Bridget Fonda and Matt Dillon as Janet and Cliff are examples, meanwhile, of how good casting can make a predictable romance still work. The forthright, likable Janet and long-haired Cliff, seen lying back next to Jimi Hendrix’s grave, feel like real Capitol Hill residents in 1992. They actively seem young and impulsive and a bit silly, especially Dillon’s perma-stoned, pompous rocker. (The scene where Cliff explains at length how “‘Touch Me, I’m Dick’, in essence, speaks for itself” is one of the funniest in the movie.) If Scott and Sedgwick feel like they’re putting on costumes to be here, Fonda in every scene is a 23 year old Seattle barista working out her own agency as a person apart from this doof.
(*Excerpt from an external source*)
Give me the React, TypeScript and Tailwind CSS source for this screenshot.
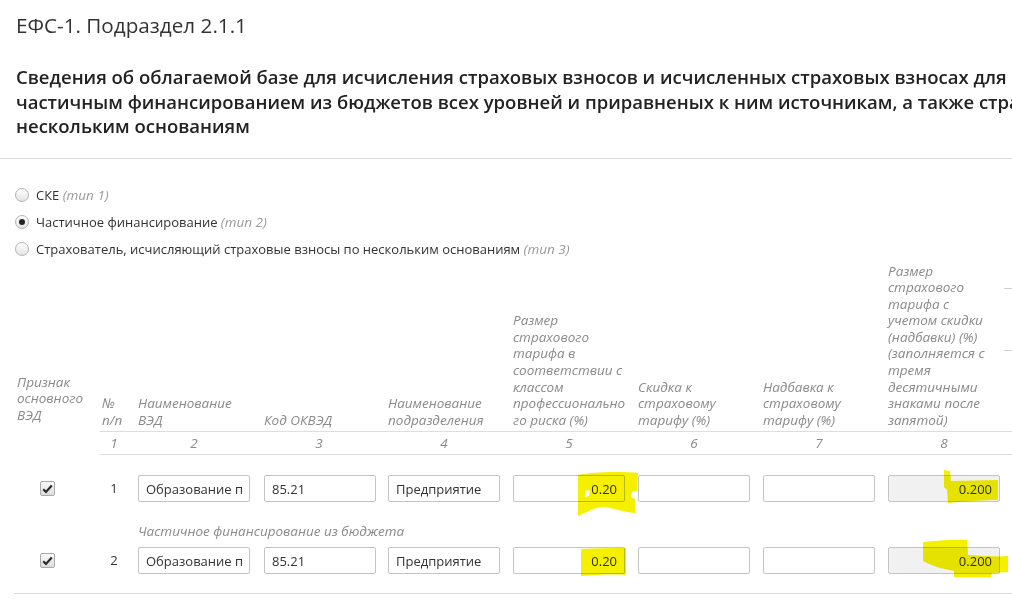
import React from "react";

const COLS = "grid grid-cols-[84px_38px_125px_125px_125px_125px_125px_125px_125px_125px]";

const HEADERS = [
  "Наименование ВЭД",
  "Код ОКВЭД",
  "Наименование подразделения",
  "Размер страхового тарифа в соответствии с классом профессионально го риска (%)",
  "Скидка к страховому тарифу (%)",
  "Надбавка к страховому тарифу (%)",
  "Размер страхового тарифа с учетом скидки (надбавки) (%) (заполняется с тремя десятичными знаками после запятой)"
];

function Radio({ checked, label, type }: { checked?: boolean; label: string; type: string }) {
  return (
    <label className="flex h-[27px] items-center gap-[7px] text-[13px]">
      <span className="flex h-[14px] w-[14px] items-center justify-center rounded-full border border-[#b4b4b4] bg-gradient-to-b from-white to-[#e4e4e4]">
        {checked && <span className="h-[6px] w-[6px] rounded-full bg-[#222]" />}
      </span>
      <span>
        {label} <i className="text-[13.5px] text-[#999]">({type})</i>
      </span>
    </label>
  );
}

function CheckBox() {
  return (
    <span className="ml-[24px] flex h-[15px] w-[15px] items-center justify-center rounded-[2px] border border-[#a9a9a9] bg-gradient-to-b from-[#fafafa] to-[#dcdcdc]">
      <svg width="11" height="10" viewBox="0 0 11 10">
        <path d="M1.2 5.2 L4 8 L9.8 1.6" fill="none" stroke="#2a2a2a" strokeWidth="2.2" strokeLinejoin="miter" />
      </svg>
    </span>
  );
}

function Field({ value, right, disabled }: { value?: string; right?: boolean; disabled?: boolean }) {
  return (
    <input
      readOnly
      value={value ?? ""}
      className={`h-[27px] w-[112px] rounded-[2px] border border-[#c4c4c4] px-[7px] text-[13px] text-[#333] outline-none ${
        right ? "text-right" : ""
      } ${disabled ? "bg-[#f1f1f1]" : "bg-white"}`}
    />
  );
}

function DataRow({ n }: { n: number }) {
  return (
    <div className={`${COLS} items-center`}>
      <div className="flex items-center">
        <CheckBox />
      </div>
      <div className="pr-[10px] text-center text-[13px]">{n}</div>
      <div>
        <Field value="Образование профессиональное" />
      </div>
      <div className="pl-[1px]">
        <Field value="85.21" />
      </div>
      <div>
        <Field value="Предприятие" />
      </div>
      <div>
        <Field value="0.20" right />
      </div>
      <div>
        <Field />
      </div>
      <div>
        <Field />
      </div>
      <div>
        <Field value="0.200" right disabled />
      </div>
      <div />
    </div>
  );
}

export default function App() {
  return (
    <div className="relative h-[604px] w-[1012px] overflow-hidden bg-white font-['Open_Sans',sans-serif] text-[#333]">
      <h1 className="px-4 pt-[11px] text-[20.7px] leading-[28px] font-normal text-[#333]">ЕФС-1. Подраздел 2.1.1</h1>

      <h2 className="mt-[26px] whitespace-nowrap px-4 text-[18.5px] leading-[24.5px] font-semibold text-[#222]">
        Сведения об облагаемой базе для исчисления страховых взносов и исчисленных страховых взносах для страхователей с
        <br />
        частичным финансированием из бюджетов всех уровней и приравненых к ним источникам, а также страхователей, исчисляющих страховые взносы по
        <br />
        нескольким основаниям
      </h2>

      <div className="mt-[19px] border-t border-[#dcdcdc]" />

      <div className="mt-[23px] pl-[15px]">
        <Radio label="СКЕ" type="тип 1" />
        <Radio checked label="Частичное финансирование" type="тип 2" />
        <Radio label="Страхователь, исчисляющий страховые взносы по нескольким основаниям" type="тип 3" />
      </div>

      <div className="pl-4">
        <div className={`${COLS} items-end text-[13.5px] leading-[16.6px] italic text-[#8a8a8a]`}>
          <div className="pb-[9px] pl-[1px] pr-2">Признак основного ВЭД</div>
          <div className="flex h-full items-end border-b border-[#dedede] pb-[3px] pl-[2px]">
            <span>
              №
              <br />
              п/п
            </span>
          </div>
          {HEADERS.map((h, i) => (
            <div key={i} className={`flex h-full items-end border-b border-[#dedede] pb-[3px] pr-[12px] ${i === 1 ? "pl-[1px]" : ""}`}>
              <span>{h}</span>
            </div>
          ))}
          <div className="relative h-full border-b border-[#dedede]">
            <div className="ml-[-9px] mt-[25px] w-[20px] border-t border-[#cfcfcf]" />
            <div className="ml-[-9px] mt-[61px] w-[20px] border-t border-[#cfcfcf]" />
          </div>
        </div>

        <div className={`${COLS} h-[23px] items-center text-[13.5px] italic text-[#8a8a8a]`}>
          <div />
          {["1", "2", "3", "4", "5", "6", "7", "8"].map((n, i) => (
            <div key={n} className={`flex h-full items-center justify-center border-b border-[#dedede] ${i === 0 ? "pr-[10px]" : "pr-[13px]"}`}>
              {n}
            </div>
          ))}
          <div className="h-full border-b border-[#dedede]" />
        </div>

        <div className="pt-[20px]">
          <DataRow n={1} />
        </div>
        <div className={`${COLS} mt-[20px]`}>
          <div />
          <div />
          <div className="col-span-5 text-[13.5px] leading-[18px] italic text-[#8a8a8a]">Частичное финансирование из бюджета</div>
        </div>
        <div className="mt-[7px]">
          <DataRow n={2} />
        </div>
      </div>

      <div className="ml-[14px] mt-[19px] border-t border-[#dcdcdc]" />

      {/* hand-drawn highlighter marks over the values */}
      <svg className="pointer-events-none absolute left-0 top-0 mix-blend-multiply" width="1012" height="604">
        <g fill="#f4f000">
          <path d="M578 475 C590 472 620 471 638 473 L637 491 L632 492 L631 497 L635 499 L635 513 C625 512 615 509 606 507 C596 506 588 512 578 516 Z" />
          <path d="M581 549 C595 548 612 548 626 548 L626 575 C612 574 596 575 581 576 Z" />
          <path d="M944 470 L950 471 L951 481 L998 480 L998 500 C985 500 968 501 948 503 L947 490 L944 487 Z" />
          <path d="M923 542 C935 541 952 539 967 540 L968 555 C985 556 998 557 1008 556 L1008 572 L992 573 L991 577 L954 577 L954 571 C943 569 932 566 923 561 Z" />
        </g>
        <g fill="#ffffff">
          <path d="M585 491 C587 490 589 490 590 491 L589 496 L585 497 Z" />
        </g>
      </svg>
    </div>
  );
}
Years after the release of Singles, Cameron Crowe mused about the irony of Cliff’s line about Citizen Dick being huge in Belgium. By the time the movie came out, Seattle bands really were hitting it big across the world, and this helped make Singles a modest success at the box office. City newspaper The Stranger accused the film of using the music scene for a profit, but that wasn’t remotely the intent here. Singles didn’t know how to make the story fit the city’s milieu, but the film and its soundtrack were lightning in a bottle, accidentally capturing a cultural moment before it became legend. However, that wouldn’t even be Singles’ biggest legacy. Crowe turned down Warners’ offer to make the film a sitcom, but the studio may have adapted parts of the story anyway. There was still a hip coffee shop, but now the show was set in New York. Plus they had a better title now, still simple, but it easily fit the trials and tribulations of young twentysomethings together in the city: Friends.